[Task] Word for word, restate the lines from the start of the data below through the line containing "import React from".

·····

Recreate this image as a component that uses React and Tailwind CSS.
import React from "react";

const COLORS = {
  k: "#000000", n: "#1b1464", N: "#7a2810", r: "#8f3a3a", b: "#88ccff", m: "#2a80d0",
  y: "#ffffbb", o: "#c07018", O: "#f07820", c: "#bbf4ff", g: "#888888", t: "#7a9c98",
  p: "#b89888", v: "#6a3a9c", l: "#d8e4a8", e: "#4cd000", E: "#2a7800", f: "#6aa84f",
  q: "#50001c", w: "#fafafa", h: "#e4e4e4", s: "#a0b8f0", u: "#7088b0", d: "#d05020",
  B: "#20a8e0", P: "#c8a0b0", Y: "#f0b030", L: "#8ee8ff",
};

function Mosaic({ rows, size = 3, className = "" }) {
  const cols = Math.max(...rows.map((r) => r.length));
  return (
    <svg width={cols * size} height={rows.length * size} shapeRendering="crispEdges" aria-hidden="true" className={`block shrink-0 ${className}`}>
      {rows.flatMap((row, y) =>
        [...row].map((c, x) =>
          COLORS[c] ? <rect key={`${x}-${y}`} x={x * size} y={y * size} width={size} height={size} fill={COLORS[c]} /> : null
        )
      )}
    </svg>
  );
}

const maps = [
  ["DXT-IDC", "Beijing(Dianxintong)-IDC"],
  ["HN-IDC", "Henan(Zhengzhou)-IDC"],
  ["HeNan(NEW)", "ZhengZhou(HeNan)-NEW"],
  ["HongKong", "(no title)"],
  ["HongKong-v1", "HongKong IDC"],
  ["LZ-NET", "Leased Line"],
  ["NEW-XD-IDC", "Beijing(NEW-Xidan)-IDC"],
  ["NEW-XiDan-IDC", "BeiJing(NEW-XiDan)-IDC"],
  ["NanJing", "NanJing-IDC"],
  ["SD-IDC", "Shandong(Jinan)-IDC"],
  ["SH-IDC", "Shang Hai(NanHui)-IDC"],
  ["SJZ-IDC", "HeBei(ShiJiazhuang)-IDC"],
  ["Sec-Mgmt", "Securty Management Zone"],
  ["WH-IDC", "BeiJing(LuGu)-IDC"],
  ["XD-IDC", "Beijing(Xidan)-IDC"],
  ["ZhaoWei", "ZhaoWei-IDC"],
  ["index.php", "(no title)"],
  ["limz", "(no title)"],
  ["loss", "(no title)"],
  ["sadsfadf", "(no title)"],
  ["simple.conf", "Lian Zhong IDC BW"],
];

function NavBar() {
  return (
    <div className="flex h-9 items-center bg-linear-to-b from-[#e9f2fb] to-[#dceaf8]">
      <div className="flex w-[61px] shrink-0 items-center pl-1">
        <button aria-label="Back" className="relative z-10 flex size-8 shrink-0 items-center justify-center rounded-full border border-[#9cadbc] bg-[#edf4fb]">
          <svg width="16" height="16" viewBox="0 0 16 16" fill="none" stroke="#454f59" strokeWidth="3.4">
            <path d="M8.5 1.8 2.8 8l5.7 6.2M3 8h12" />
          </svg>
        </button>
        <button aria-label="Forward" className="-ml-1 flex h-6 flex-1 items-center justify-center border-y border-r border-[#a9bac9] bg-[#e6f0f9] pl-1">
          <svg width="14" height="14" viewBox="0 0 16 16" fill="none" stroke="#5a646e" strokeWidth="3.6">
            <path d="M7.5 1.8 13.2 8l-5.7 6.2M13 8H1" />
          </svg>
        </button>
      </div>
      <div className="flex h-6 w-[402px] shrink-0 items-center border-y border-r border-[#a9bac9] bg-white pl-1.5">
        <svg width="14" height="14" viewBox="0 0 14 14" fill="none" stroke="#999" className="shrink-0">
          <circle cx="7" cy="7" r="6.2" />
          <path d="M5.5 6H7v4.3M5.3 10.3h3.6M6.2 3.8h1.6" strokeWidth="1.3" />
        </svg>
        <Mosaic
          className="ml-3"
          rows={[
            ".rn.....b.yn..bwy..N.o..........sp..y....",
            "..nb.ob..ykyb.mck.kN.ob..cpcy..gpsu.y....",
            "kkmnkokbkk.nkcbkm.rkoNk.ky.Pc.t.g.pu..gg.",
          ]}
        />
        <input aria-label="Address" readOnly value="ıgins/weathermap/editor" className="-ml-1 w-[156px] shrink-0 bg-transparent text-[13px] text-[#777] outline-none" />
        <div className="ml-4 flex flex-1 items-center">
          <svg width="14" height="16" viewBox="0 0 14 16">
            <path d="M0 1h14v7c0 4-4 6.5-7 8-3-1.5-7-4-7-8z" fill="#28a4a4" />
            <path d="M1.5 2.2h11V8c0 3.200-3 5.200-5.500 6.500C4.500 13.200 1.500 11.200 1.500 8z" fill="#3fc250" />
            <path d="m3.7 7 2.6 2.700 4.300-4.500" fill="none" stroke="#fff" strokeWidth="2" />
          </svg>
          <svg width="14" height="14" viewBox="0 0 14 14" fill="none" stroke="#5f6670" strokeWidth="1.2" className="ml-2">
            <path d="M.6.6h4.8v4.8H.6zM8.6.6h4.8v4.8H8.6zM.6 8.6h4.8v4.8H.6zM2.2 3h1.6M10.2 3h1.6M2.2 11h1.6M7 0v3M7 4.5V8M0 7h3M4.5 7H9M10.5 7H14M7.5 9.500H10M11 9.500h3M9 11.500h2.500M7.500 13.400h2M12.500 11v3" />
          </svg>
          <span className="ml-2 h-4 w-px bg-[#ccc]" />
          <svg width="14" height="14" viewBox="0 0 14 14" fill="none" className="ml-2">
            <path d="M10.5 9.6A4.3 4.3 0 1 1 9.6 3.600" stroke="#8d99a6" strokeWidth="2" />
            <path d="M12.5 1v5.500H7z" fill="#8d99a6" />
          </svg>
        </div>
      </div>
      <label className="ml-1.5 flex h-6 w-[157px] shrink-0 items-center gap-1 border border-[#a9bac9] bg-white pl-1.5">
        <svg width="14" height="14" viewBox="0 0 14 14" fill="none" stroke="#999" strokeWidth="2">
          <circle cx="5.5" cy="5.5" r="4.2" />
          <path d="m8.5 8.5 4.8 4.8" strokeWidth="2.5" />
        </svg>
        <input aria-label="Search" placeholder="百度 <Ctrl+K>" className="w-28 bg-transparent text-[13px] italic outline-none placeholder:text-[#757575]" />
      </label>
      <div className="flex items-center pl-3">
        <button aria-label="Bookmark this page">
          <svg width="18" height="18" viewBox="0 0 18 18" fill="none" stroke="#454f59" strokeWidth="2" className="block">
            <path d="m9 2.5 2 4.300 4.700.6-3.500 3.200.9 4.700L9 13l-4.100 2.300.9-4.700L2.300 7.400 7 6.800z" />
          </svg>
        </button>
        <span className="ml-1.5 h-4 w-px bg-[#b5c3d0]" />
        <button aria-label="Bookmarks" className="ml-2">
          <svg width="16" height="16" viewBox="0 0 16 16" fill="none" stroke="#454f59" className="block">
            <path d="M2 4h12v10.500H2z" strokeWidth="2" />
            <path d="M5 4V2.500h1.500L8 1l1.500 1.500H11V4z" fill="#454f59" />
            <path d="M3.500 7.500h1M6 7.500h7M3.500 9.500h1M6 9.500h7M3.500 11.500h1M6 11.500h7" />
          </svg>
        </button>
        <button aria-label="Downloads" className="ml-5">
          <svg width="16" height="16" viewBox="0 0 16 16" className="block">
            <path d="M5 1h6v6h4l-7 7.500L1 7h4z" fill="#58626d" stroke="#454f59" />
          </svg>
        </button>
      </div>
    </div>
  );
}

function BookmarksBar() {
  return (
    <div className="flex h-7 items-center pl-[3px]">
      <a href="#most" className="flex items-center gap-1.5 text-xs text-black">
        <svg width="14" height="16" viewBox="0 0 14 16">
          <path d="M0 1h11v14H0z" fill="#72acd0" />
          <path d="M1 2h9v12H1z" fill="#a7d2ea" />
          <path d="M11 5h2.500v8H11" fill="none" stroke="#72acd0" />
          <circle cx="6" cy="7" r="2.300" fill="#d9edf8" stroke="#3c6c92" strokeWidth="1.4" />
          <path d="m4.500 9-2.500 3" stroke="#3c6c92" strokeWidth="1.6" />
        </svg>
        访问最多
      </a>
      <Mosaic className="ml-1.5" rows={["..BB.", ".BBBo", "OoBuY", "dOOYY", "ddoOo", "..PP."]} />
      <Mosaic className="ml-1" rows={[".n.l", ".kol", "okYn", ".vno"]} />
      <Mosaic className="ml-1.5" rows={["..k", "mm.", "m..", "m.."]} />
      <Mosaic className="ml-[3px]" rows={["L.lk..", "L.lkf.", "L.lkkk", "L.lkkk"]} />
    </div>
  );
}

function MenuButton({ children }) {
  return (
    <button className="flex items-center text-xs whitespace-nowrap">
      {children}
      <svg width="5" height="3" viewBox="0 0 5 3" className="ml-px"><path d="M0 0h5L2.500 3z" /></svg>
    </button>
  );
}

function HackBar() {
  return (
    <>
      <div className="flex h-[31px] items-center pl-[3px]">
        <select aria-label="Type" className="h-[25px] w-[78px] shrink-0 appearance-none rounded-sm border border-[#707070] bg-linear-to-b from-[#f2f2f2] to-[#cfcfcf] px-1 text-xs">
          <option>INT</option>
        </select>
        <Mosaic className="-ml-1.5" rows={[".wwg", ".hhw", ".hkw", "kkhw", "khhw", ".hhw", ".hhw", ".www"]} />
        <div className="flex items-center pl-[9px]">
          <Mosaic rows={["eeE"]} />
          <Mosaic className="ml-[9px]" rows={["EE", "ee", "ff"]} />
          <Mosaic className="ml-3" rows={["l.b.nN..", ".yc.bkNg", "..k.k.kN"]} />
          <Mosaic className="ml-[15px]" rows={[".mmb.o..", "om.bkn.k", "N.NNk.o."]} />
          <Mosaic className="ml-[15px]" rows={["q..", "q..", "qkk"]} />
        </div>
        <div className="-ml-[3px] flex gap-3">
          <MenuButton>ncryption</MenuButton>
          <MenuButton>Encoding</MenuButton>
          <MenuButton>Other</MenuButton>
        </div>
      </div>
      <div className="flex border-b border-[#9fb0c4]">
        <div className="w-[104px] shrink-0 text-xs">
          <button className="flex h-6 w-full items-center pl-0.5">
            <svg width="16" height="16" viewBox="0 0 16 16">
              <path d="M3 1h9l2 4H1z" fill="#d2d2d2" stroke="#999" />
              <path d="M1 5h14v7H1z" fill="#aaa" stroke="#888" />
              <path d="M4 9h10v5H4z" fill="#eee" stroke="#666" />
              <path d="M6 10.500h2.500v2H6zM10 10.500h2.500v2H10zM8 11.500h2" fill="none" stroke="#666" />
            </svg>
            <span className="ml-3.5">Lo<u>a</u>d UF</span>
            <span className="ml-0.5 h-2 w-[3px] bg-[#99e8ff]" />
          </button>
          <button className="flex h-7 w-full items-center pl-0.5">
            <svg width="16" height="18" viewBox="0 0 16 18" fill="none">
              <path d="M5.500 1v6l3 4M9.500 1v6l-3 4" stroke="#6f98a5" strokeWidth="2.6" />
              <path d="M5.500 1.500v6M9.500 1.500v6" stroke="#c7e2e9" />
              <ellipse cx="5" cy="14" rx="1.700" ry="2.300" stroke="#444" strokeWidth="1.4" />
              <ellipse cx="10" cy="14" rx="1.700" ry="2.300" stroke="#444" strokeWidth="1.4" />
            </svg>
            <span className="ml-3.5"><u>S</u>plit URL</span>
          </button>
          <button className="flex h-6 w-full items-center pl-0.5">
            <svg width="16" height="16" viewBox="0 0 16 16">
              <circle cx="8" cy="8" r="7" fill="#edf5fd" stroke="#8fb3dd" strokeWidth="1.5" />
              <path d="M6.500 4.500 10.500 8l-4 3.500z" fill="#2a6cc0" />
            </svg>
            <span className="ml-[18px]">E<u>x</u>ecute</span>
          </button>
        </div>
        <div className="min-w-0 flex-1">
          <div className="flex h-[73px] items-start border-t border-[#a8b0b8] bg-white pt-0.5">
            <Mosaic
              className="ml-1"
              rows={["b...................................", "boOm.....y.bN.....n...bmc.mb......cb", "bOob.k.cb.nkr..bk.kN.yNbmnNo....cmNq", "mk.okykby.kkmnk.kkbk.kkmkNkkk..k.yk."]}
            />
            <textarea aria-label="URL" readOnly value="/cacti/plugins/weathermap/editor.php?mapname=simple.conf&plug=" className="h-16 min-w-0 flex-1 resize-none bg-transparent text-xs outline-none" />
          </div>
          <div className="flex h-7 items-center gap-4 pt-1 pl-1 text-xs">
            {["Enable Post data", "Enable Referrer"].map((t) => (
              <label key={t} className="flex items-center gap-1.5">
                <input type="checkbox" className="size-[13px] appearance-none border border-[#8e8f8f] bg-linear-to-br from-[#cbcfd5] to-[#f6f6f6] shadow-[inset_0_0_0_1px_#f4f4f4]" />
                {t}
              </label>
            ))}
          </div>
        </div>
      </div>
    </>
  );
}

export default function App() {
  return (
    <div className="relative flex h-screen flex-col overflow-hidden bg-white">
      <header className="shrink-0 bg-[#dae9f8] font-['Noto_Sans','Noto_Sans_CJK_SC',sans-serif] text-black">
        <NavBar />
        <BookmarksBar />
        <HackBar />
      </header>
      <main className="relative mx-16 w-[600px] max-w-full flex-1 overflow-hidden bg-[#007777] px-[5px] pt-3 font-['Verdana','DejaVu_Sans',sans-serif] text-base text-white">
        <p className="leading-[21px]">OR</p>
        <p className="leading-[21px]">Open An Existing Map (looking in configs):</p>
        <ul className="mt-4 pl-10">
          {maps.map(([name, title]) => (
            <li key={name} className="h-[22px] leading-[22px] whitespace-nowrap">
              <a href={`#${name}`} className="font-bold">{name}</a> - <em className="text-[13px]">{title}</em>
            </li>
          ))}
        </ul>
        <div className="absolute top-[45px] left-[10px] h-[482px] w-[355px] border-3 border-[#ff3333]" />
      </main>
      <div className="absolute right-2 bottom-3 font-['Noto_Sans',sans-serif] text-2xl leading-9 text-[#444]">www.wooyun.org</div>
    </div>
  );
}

·····

[Correct response]
Recreate this image as a component that uses React and Tailwind CSS.
import React from "react";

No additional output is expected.